Grâce à une capacité mentale hors norme, Beethoven continue à composer. Il entend la musique intérieurement, avec une précision stupéfiante.
Les dix dernières années de sa vie voient naître ses œuvres les plus puissantes. La sonate Hammerklavier, l’opus 111, la Missa solemnis, les derniers quatuors et surtout la Neuvième Symphonie marquent l’histoire de la musique.
Cette Neuvième, créée après des années de solitude, dépasse le cadre musical.
Son final, sur le poème de Schiller, L’Ode à la joie, célèbre une fraternité humaine idéalisée.
En 1985, un extrait est choisi comme hymne officiel européen.

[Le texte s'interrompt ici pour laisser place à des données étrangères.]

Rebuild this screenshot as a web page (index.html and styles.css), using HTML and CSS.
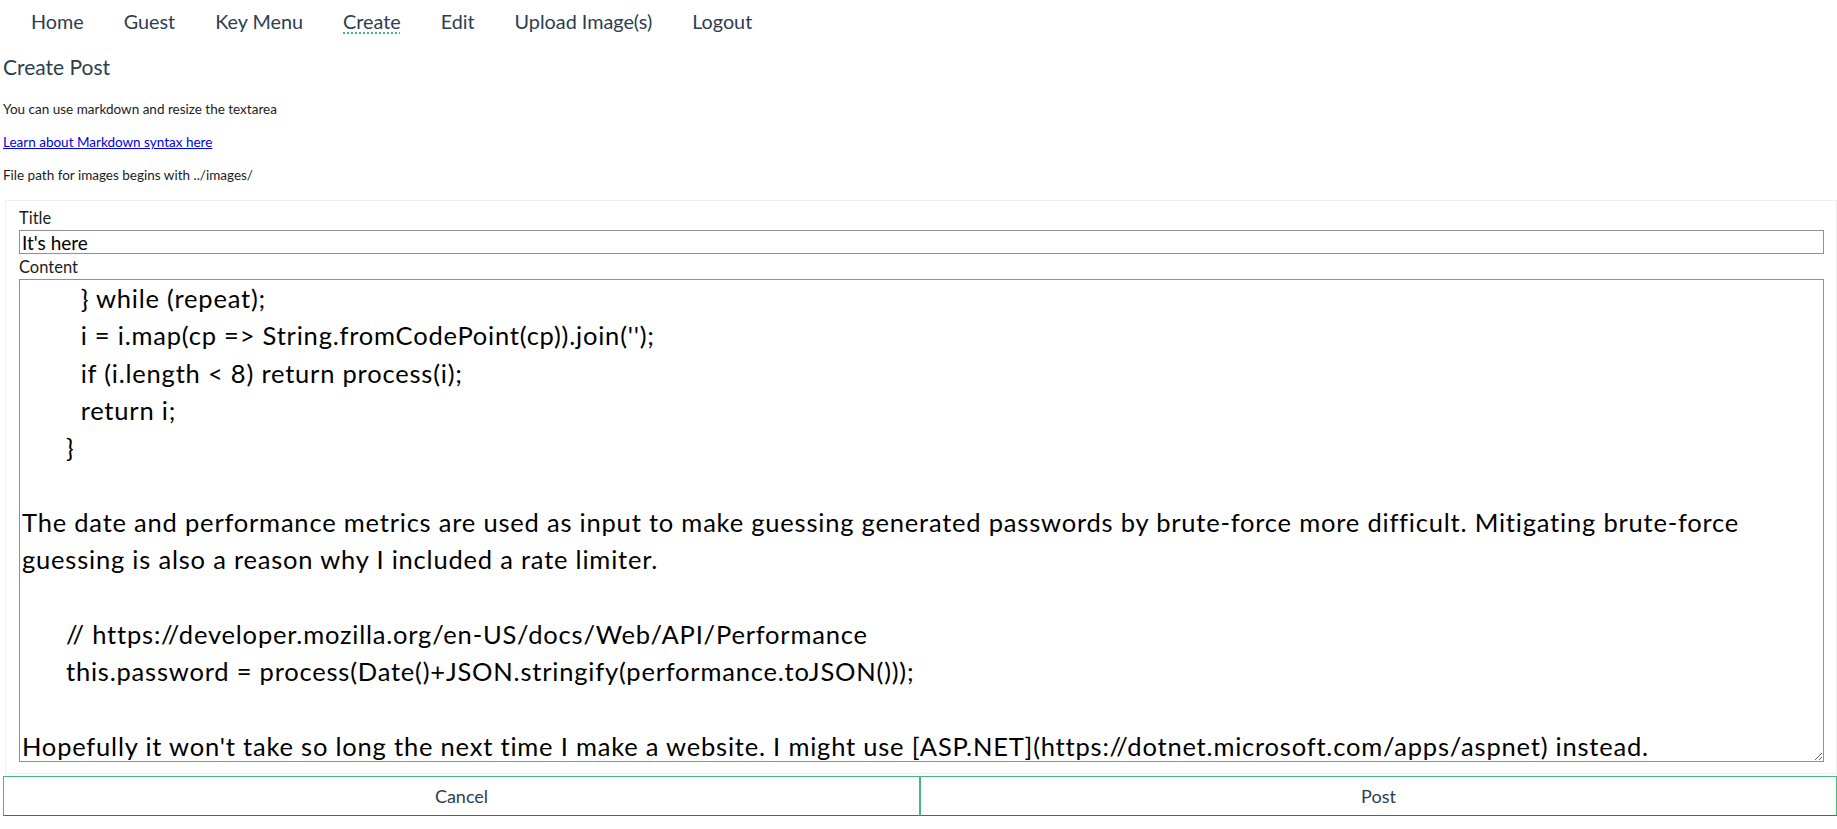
FILE: index.html
```html
<!DOCTYPE html>
<html lang="en">
<head>
<meta charset="utf-8">
<title>Create Post</title>
<link rel="stylesheet" href="styles.css">
</head>
<body>
<nav class="nav">
  <a class="nav-item" href="#">Home</a>
  <a class="nav-item" href="#">Guest</a>
  <a class="nav-item" href="#">Key Menu</a>
  <a class="nav-item active" href="#">Create</a>
  <a class="nav-item" href="#">Edit</a>
  <a class="nav-item" href="#">Upload Image(s)</a>
  <a class="nav-item" href="#">Logout</a>
</nav>
<main class="page">
  <h3 class="page-title">Create Post</h3>
  <p class="note note-first">You can use markdown and resize the textarea</p>
  <p class="note"><a class="md-link" href="#">Learn about Markdown syntax here</a></p>
  <p class="note">File path for images begins with ../images/</p>
  <form class="post-form">
    <label class="field-label" for="title">Title</label>
    <input class="title-input" id="title" type="text" value="It's here">
    <label class="field-label content-label" for="content">Content</label>
    <textarea class="content-input" id="content" spellcheck="false">        } while (repeat);
        i = i.map(cp =&gt; String.fromCodePoint(cp)).join('');
        if (i.length &lt; 8) return process(i);
        return i;
      }

The date and performance metrics are used as input to make guessing generated passwords by brute-force more difficult. Mitigating brute-force guessing is also a reason why I included a rate limiter.

      // https://developer.mozilla.org/en-US/docs/Web/API/Performance
      this.password = process(Date()+JSON.stringify(performance.toJSON()));

Hopefully it won't take so long the next time I make a website. I might use [ASP.NET](https://dotnet.microsoft.com/apps/aspnet) instead.</textarea>
  </form>
  <div class="actions">
    <button class="action-btn" type="button">Cancel</button>
    <button class="action-btn" type="button">Post</button>
  </div>
</main>
</body>
</html>
```
FILE: styles.css
```css
html, body {
  margin: 0;
  padding: 0;
  background: #fff;
  overflow: hidden;
}

body {
  font-family: Lato, "Open Sans", sans-serif;
  color: #2c3e50;
}

.nav {
  display: flex;
  padding-left: 11px;
  height: 43px;
  line-height: 43px;
  font-size: 19.8px;
}

.nav-item {
  padding: 0 20px;
  color: #2c3e50;
  text-decoration: none;
}

.nav-item.active {
  text-decoration-line: underline;
  text-decoration-style: dotted;
  text-decoration-color: #42b983;
  text-decoration-thickness: 2px;
  text-underline-offset: 3px;
}

.page {
  padding-left: 3px;
}

.page-title {
  margin: 11px 0 0;
  font-size: 21px;
  line-height: 25px;
  font-weight: 400;
  color: #2c3e50;
}

.note {
  margin: 16px 0 0;
  font-size: 13.5px;
  line-height: 17px;
  color: #1c1c1c;
}

.note-first {
  margin-top: 22px;
}

.md-link {
  color: #0000ee;
}

.post-form {
  display: flex;
  flex-direction: column;
  margin: 16px 0 0 2px;
  padding: 8px 12px 11px 13px;
  border: 1px solid #efefef;
  color: #1c1c1c;
}

.field-label {
  font-size: 16.5px;
  line-height: 18px;
  margin-bottom: 3px;
}

.content-label {
  margin-top: 4px;
}

.title-input {
  box-sizing: border-box;
  height: 24px;
  margin: 0;
  padding: 0 2px;
  border: 1px solid #8f8f9d;
  border-radius: 0;
  font-family: Lato, "Open Sans", sans-serif;
  font-size: 19px;
  color: #000;
  outline: none;
}

.content-input {
  box-sizing: border-box;
  height: 483px;
  margin: 0;
  padding: 0 2px;
  border: 1px solid #8f8f9d;
  border-radius: 0;
  font-family: Lato, "Open Sans", sans-serif;
  font-size: 25.5px;
  letter-spacing: 0.8px;
  line-height: 37.3px;
  color: #000;
  overflow: hidden;
  resize: both;
  outline: none;
}

.actions {
  display: flex;
  margin-top: 2px;
}

.action-btn {
  flex: 1 1 0;
  height: 40px;
  margin: 0;
  background: #fff;
  border: 1px solid #42b983;
  border-bottom-color: #2f7a5c;
  border-radius: 0;
  font-family: Lato, "Open Sans", sans-serif;
  font-size: 18px;
  color: #2c3e50;
}
```
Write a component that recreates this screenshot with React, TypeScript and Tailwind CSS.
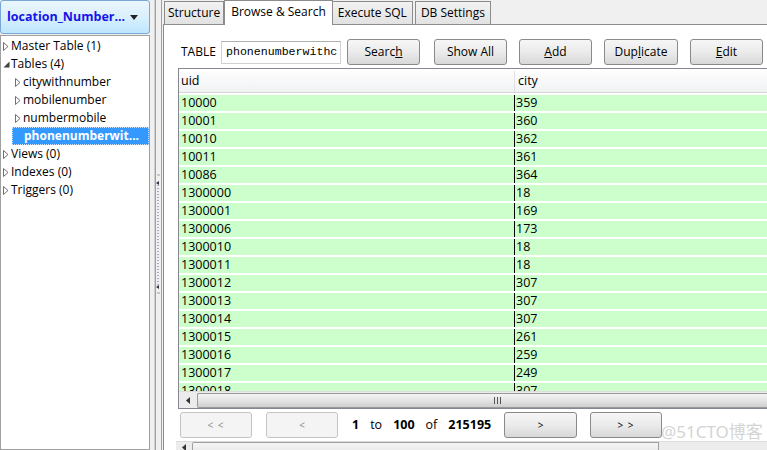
import React from "react";

const rows: [string, string][] = [
  ["10000", "359"],
  ["10001", "360"],
  ["10010", "362"],
  ["10011", "361"],
  ["10086", "364"],
  ["1300000", "18"],
  ["1300001", "169"],
  ["1300006", "173"],
  ["1300010", "18"],
  ["1300011", "18"],
  ["1300012", "307"],
  ["1300013", "307"],
  ["1300014", "307"],
  ["1300015", "261"],
  ["1300016", "259"],
  ["1300017", "249"],
  ["1300018", "307"],
];

function TriOpen() {
  return (
    <svg width="6" height="9" viewBox="0 0 6 9" className="shrink-0">
      <path d="M0.5 0.5 L5 4.5 L0.5 8.5 Z" fill="white" stroke="#707070" strokeWidth="1" />
    </svg>
  );
}
function TriDown() {
  return (
    <svg width="7" height="7" viewBox="0 0 7 7" className="shrink-0">
      <path d="M6.5 0.5 L6.5 6.5 L0.5 6.5 Z" fill="#404040" />
    </svg>
  );
}

function TreeRow({
  level,
  expanded,
  label,
  selected,
}: {
  level: number;
  expanded?: boolean;
  label: string;
  selected?: boolean;
}) {
  return (
    <div className={"h-[18px] flex items-center " + (level === 0 ? "pl-[2px]" : "pl-[14px]")}>
      <div className="w-[8px] flex items-center">{expanded ? <TriDown /> : <TriOpen />}</div>
      <div
        className={
          "h-[18px] flex items-center flex-1 " +
          (selected ? "bg-[#3399ff] text-white font-bold border border-dotted border-[#cce4ff] -ml-[11px] pl-[11px]" : "")
        }
      >
        <span className="whitespace-nowrap">{label}</span>
      </div>
    </div>
  );
}

function Btn({ children, w, disabled }: { children: React.ReactNode; w: string; disabled?: boolean }) {
  return (
    <div
      className={
        "h-[26px] rounded-[3px] border flex items-center justify-center shrink-0 " +
        w +
        " " +
        (disabled
          ? "border-[#c4c4c4] bg-[#f4f4f4] text-[#8a8a8a]"
          : "border-[#8a8a8a] bg-linear-to-b from-[#f6f6f6] via-[#ebebeb] to-[#d8d8d8] text-black")
      }
    >
      {children}
    </div>
  );
}

function LeftArrow() {
  return (
    <svg width="4" height="7" viewBox="0 0 4 7">
      <path d="M4 0 L0 3.5 L4 7 Z" fill="#333" />
    </svg>
  );
}

export default function App() {
  return (
    <div className="w-[767px] h-[450px] bg-[#f0f0f0] flex overflow-hidden relative font-['Open_Sans',sans-serif] text-[12px] text-black leading-none">
      {/* Left panel */}
      <div className="w-[150px] flex flex-col shrink-0">
        <div className="h-[34px] rounded-[3px] border border-[#7aa7d6] bg-linear-to-b from-[#eaf6fd] via-[#d9f0fc] to-[#bee6fd] flex items-center pl-[6px] pr-[11px]">
          <span className="text-[#1515e8] font-bold text-[12.5px] whitespace-nowrap flex-1">location_Number...</span>
          <svg width="8" height="5" viewBox="0 0 8 5">
            <path d="M0 0 L8 0 L4 5 Z" fill="#222" />
          </svg>
        </div>
        <div className="flex-1 mt-[1px] bg-white border border-[#a0a0a0] pt-[1px]">
          <TreeRow level={0} label="Master Table (1)" />
          <TreeRow level={0} expanded label="Tables (4)" />
          <TreeRow level={1} label="citywithnumber" />
          <TreeRow level={1} label="mobilenumber" />
          <TreeRow level={1} label="numbermobile" />
          <TreeRow level={1} label="phonenumberwit..." selected />
          <TreeRow level={0} label="Views (0)" />
          <TreeRow level={0} label="Indexes (0)" />
          <TreeRow level={0} label="Triggers (0)" />
        </div>
      </div>

      {/* Splitter */}
      <div className="w-[13px] shrink-0 flex relative">
        <div className="w-[4px]" />
        <div className="w-[2px] border-l border-[#d0d0d0] border-r border-r-[#a0a0a0]" />
        <div className="w-[5px] relative">
          <svg width="5" height="130" viewBox="0 0 5 130" className="absolute left-0 top-[173px]">
            <line x1="1" y1="2" x2="4" y2="2" stroke="#a0a0a0" />
            <path d="M3 8 L0 10 L3 12 Z" fill="#334" />
            <line x1="2" y1="12" x2="2" y2="112" stroke="#6060a0" strokeDasharray="1 2" />
            <path d="M3 112 L0 114 L3 116 Z" fill="#334" />
            <line x1="1" y1="120" x2="4" y2="120" stroke="#a0a0a0" />
          </svg>
        </div>
        <div className="w-[2px] border-l border-[#a0a0a0]" />
      </div>

      {/* Right panel */}
      <div className="flex-1 flex flex-col min-w-0">
        {/* Tabs */}
        <div className="h-[24px] flex items-end pl-[1px] shrink-0">
          <div className="h-[23px] px-[3px] border border-b-0 border-[#8c8c8c] bg-linear-to-b from-[#f2f2f2] to-[#e2e2e2] flex items-center">
            Structure
          </div>
          <div className="h-[25px] px-[6px] border border-b-0 border-[#8c8c8c] bg-white flex items-center -mb-[1px] relative z-10 pb-[3px]">
            Browse &amp; Search
          </div>
          <div className="h-[23px] px-[5px] border border-b-0 border-l-0 border-[#8c8c8c] bg-linear-to-b from-[#f2f2f2] to-[#e2e2e2] flex items-center">
            Execute SQL
          </div>
          <div className="h-[23px] px-[5px] ml-[2px] border border-b-0 border-[#8c8c8c] bg-linear-to-b from-[#f2f2f2] to-[#e2e2e2] flex items-center">
            DB Settings
          </div>
        </div>

        {/* Content */}
        <div className="flex-1 bg-white border-l border-t border-[#8c8c8c] flex flex-col pl-[14px] pt-[14px]">
          {/* Toolbar */}
          <div className="h-[26px] flex items-center shrink-0">
            <span className="ml-[3px] w-[40px]">TABLE</span>
            <div className="w-[120px] h-[23px] border border-[#d0d0d0] border-t-[#b0b0b0] flex items-center pl-[4px] font-['Liberation_Mono',monospace] text-[11.6px] overflow-hidden whitespace-nowrap">
              phonenumberwithc
            </div>
            <div className="ml-[6px]">
              <Btn w="w-[73px]">
                Searc<u>h</u>
              </Btn>
            </div>
            <div className="ml-[14px]">
              <Btn w="w-[73px]">Show All</Btn>
            </div>
            <div className="ml-[12px]">
              <Btn w="w-[73px]">
                <u>A</u>dd
              </Btn>
            </div>
            <div className="ml-[12px]">
              <Btn w="w-[74px]">
                Dup<u>l</u>icate
              </Btn>
            </div>
            <div className="ml-[12px]">
              <Btn w="w-[73px]">
                <u>E</u>dit
              </Btn>
            </div>
          </div>

          {/* Grid */}
          <div className="mt-[3px] h-[341px] -mr-[2px] border border-[#828790] flex flex-col overflow-hidden shrink-0">
            <div className="h-[24px] flex bg-linear-to-b from-white to-[#f1f2f4] border-b border-[#d5d5d5] shrink-0 pt-[2px]">
              <div className="w-[336px] border-r border-[#e0e0e0] pl-[2px] flex items-center text-[12.5px]">uid</div>
              <div className="flex-1 pl-[3px] flex items-center text-[12.5px]">city</div>
            </div>
            <div className="flex-1 overflow-hidden">
              {rows.map(([u, c]) => (
                <div key={u} className="h-[18px] border-t-2 border-white flex bg-[#ccffcc]">
                  <div className="w-[335px] pl-[2px] flex items-center text-[12.5px]">{u}</div>
                  <div className="flex-1 border-l border-black pl-[1px] flex items-center text-[12.5px]">{c}</div>
                </div>
              ))}
            </div>
            {/* horizontal scrollbar */}
            <div className="h-[17px] shrink-0 flex items-center bg-[#ececec] border-t border-[#dcdcdc]">
              <div className="w-[18px] flex justify-center">
                <LeftArrow />
              </div>
              <div className="flex-1 h-[15px] rounded-l-[2px] border border-r-0 border-[#9a9a9a] bg-linear-to-b from-[#f4f4f4] via-[#e4e4e4] to-[#cfcfcf] flex items-center pl-[296px]">
                <svg width="7" height="7" viewBox="0 0 7 7">
                  <line x1="0.5" y1="0" x2="0.5" y2="7" stroke="#555" />
                  <line x1="3.5" y1="0" x2="3.5" y2="7" stroke="#555" />
                  <line x1="6.5" y1="0" x2="6.5" y2="7" stroke="#555" />
                </svg>
              </div>
            </div>
          </div>

          {/* Pagination */}
          <div className="mt-[3px] h-[26px] flex items-center shrink-0 ml-[2px]">
            <Btn w="w-[72px]" disabled>
              <span className="text-[10px] tracking-[1px]">&lt; &lt;</span>
            </Btn>
            <div className="ml-[14px]">
              <Btn w="w-[72px]" disabled>
                <span className="text-[10px]">&lt;</span>
              </Btn>
            </div>
            <div className="w-[166px] flex items-center pl-[14px] gap-[11px] text-[12.5px]">
              <b>1</b>
              <span>to</span>
              <b>100</b>
              <span>of</span>
              <b>215195</b>
            </div>
            <Btn w="w-[73px]">
              <span className="text-[10px]">&gt;</span>
            </Btn>
            <div className="ml-[13px]">
              <Btn w="w-[72px]">
                <span className="text-[10px] tracking-[1px]">&gt; &gt;</span>
              </Btn>
            </div>
          </div>

          {/* Bottom scrollbar */}
          <div className="mt-[3px] h-[12px] flex items-start ml-[-2px] -mr-[2px] bg-[#ececec] border-t border-[#dcdcdc]">
            <div className="w-[16px] h-[10px] flex justify-center items-center">
              <LeftArrow />
            </div>
            <div className="w-[467px] h-[12px] rounded-tl-[2px] border border-b-0 border-[#a0a0a0] bg-linear-to-b from-[#f6f6f6] to-[#e6e6e6]" />
          </div>
        </div>
      </div>

      {/* watermark */}
      <div className="absolute left-[661px] top-[423px] text-[17px] text-[#d4d4d4] font-['Noto_Sans','Noto_Sans_CJK_SC',sans-serif] whitespace-nowrap">
        @51CTO博客
      </div>
    </div>
  );
}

Ironie de l’histoire : une œuvre née de la souffrance individuelle devient l’emblème d’une Europe technocratique.
Beethoven, homme libre, patriote culturel, hostile aux dogmes, se voit ainsi récupéré par une construction politique souvent éloignée de son esprit.
Ludwig van Beethoven meurt à Vienne à 56 ans. Près de 30 000 personnes accompagnent son cortège funèbre.
En 1888, ses restes rejoignent ceux de Schubert au Zentralfriedhof, dans le carré des musiciens.
Il laisse près de 500 œuvres, dont neuf symphonies devenues universelles.
La Cinquième, dite Symphonie du Destin, demeure la plus jouée au monde.
La Sixième, Pastorale, exalte la nature.
La Septième célèbre le mouvement et la danse.
Beethoven a révolutionné toutes les formes musicales, sauf l’opéra, auquel il reste réfractaire, hormis Fidelio.
Son œuvre incarne la force de la volonté, l’indépendance de l’esprit et la primauté du génie sur les institutions.
À l’heure où l’Europe instrumentalise son Hymne à la joie, il est utile de se souvenir de l’homme réel.
Beethoven n’était ni consensuel ni docile.
Il fut un créateur souverain, forgé dans l’épreuve, fidèle à la liberté intérieure contre toutes les récupérations.